For each line below that contains the string "this", copy that line.
**********
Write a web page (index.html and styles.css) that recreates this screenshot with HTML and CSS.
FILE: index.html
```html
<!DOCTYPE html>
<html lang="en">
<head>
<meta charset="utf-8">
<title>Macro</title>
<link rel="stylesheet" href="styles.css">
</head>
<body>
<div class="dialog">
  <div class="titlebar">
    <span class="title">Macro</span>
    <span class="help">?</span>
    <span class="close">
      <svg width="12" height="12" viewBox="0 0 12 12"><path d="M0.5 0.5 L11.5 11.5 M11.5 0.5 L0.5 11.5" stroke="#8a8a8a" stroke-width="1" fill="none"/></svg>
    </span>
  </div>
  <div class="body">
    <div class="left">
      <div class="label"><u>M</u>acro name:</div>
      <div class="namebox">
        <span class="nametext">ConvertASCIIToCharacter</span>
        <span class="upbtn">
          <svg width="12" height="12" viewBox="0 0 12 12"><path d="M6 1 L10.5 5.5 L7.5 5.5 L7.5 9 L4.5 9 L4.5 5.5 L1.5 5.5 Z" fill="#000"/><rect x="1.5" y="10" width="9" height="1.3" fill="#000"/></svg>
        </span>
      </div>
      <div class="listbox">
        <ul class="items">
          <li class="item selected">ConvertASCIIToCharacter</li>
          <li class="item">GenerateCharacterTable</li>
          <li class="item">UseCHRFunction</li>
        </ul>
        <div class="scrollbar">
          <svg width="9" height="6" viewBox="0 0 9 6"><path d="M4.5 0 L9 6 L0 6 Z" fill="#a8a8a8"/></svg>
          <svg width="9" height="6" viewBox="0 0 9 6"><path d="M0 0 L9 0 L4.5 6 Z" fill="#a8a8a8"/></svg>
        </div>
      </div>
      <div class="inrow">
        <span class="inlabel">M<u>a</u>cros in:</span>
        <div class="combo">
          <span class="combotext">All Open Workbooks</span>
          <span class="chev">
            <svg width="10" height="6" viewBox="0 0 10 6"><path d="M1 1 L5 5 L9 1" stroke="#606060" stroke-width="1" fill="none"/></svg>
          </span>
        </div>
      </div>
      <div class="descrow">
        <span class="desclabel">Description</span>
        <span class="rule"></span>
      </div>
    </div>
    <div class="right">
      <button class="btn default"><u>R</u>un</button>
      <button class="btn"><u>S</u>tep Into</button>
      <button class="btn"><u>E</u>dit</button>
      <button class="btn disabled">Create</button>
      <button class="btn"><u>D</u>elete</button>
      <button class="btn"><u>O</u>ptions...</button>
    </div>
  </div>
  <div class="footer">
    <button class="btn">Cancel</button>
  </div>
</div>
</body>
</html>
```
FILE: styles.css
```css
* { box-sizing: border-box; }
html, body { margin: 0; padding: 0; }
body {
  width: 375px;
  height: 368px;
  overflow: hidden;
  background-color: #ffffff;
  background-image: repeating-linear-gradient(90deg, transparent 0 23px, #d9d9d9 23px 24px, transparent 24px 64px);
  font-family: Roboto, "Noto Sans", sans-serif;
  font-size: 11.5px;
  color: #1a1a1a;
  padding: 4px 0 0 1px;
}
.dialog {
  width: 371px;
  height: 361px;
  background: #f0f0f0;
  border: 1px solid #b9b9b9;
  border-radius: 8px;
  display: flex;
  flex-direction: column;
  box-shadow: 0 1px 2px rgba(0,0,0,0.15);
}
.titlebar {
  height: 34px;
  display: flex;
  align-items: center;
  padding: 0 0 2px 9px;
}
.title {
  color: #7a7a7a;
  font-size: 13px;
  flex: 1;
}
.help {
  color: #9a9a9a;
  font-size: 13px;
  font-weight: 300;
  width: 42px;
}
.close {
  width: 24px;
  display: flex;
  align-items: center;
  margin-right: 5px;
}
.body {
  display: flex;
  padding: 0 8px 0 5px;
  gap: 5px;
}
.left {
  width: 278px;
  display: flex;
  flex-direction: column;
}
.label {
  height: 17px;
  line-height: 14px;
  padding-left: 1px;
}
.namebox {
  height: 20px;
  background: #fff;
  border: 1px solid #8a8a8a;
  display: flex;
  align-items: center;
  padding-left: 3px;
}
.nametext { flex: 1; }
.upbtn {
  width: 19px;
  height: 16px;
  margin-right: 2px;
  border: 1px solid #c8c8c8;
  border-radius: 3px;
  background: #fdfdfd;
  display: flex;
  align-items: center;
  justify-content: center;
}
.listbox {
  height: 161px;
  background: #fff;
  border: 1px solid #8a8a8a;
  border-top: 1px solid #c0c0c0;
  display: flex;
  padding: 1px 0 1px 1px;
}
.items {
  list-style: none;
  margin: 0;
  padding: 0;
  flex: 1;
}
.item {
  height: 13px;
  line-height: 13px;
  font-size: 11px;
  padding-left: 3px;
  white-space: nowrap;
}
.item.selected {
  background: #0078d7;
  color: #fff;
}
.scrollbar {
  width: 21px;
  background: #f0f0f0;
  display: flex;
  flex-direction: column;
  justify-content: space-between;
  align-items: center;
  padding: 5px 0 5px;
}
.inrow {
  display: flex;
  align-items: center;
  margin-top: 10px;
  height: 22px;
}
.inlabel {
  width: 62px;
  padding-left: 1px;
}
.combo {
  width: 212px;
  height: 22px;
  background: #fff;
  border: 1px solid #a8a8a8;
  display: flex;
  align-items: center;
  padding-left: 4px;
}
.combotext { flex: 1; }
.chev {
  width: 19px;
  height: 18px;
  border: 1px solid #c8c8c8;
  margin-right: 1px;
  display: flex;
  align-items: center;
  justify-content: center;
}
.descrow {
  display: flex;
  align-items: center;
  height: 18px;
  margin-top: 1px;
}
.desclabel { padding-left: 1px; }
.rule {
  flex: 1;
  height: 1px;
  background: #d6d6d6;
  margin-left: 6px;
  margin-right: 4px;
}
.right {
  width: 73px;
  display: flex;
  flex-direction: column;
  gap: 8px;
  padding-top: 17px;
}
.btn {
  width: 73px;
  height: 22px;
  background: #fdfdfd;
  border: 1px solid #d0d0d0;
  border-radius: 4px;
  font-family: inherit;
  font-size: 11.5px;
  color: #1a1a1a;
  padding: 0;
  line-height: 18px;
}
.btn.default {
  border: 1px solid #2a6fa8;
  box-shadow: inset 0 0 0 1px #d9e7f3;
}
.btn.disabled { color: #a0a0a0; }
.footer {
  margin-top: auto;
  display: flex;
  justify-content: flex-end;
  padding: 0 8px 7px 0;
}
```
**********
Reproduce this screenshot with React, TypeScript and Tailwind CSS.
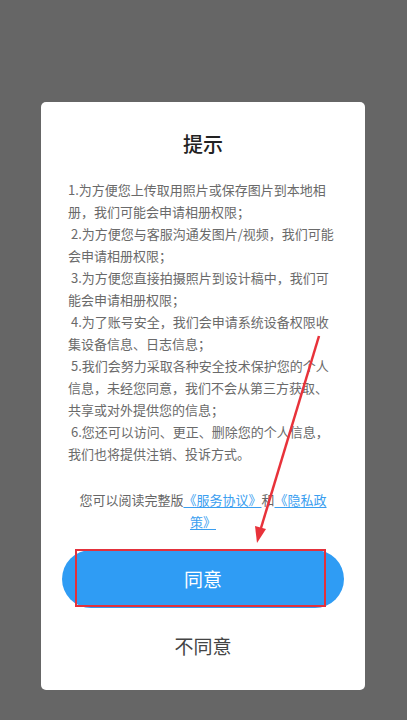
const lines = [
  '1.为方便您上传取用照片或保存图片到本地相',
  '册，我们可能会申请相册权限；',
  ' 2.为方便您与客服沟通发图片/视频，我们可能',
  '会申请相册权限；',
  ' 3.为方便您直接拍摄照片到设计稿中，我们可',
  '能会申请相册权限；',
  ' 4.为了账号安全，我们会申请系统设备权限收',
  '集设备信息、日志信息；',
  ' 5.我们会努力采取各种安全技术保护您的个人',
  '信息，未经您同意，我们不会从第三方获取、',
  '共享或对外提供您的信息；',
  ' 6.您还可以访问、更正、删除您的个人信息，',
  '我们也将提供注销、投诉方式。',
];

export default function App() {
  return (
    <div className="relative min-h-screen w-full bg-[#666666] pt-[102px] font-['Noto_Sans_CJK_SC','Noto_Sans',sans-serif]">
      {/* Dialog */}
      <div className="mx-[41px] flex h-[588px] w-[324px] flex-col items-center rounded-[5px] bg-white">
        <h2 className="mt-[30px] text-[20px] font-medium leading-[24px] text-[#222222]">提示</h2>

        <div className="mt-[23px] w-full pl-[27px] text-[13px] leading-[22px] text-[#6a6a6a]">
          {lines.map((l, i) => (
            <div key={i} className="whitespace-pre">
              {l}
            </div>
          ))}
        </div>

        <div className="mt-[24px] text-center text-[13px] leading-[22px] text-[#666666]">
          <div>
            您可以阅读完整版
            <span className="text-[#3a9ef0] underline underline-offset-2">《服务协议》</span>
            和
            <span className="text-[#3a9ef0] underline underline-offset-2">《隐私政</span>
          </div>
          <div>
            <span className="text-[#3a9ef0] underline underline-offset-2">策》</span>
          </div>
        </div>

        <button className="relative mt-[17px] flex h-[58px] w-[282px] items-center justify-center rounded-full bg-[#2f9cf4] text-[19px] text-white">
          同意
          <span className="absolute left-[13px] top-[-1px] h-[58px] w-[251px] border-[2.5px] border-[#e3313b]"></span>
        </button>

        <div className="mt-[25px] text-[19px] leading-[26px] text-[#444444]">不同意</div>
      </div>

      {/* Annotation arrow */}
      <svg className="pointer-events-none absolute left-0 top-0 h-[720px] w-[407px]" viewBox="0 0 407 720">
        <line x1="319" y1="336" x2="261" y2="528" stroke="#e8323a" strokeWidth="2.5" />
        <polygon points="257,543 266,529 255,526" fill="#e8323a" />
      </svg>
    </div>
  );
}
**********
* ANSWER TO THE PROBLEM:
Write a web page (index.html and styles.css) that recreates this screenshot with HTML and CSS.
Reproduce this screenshot with React, TypeScript and Tailwind CSS.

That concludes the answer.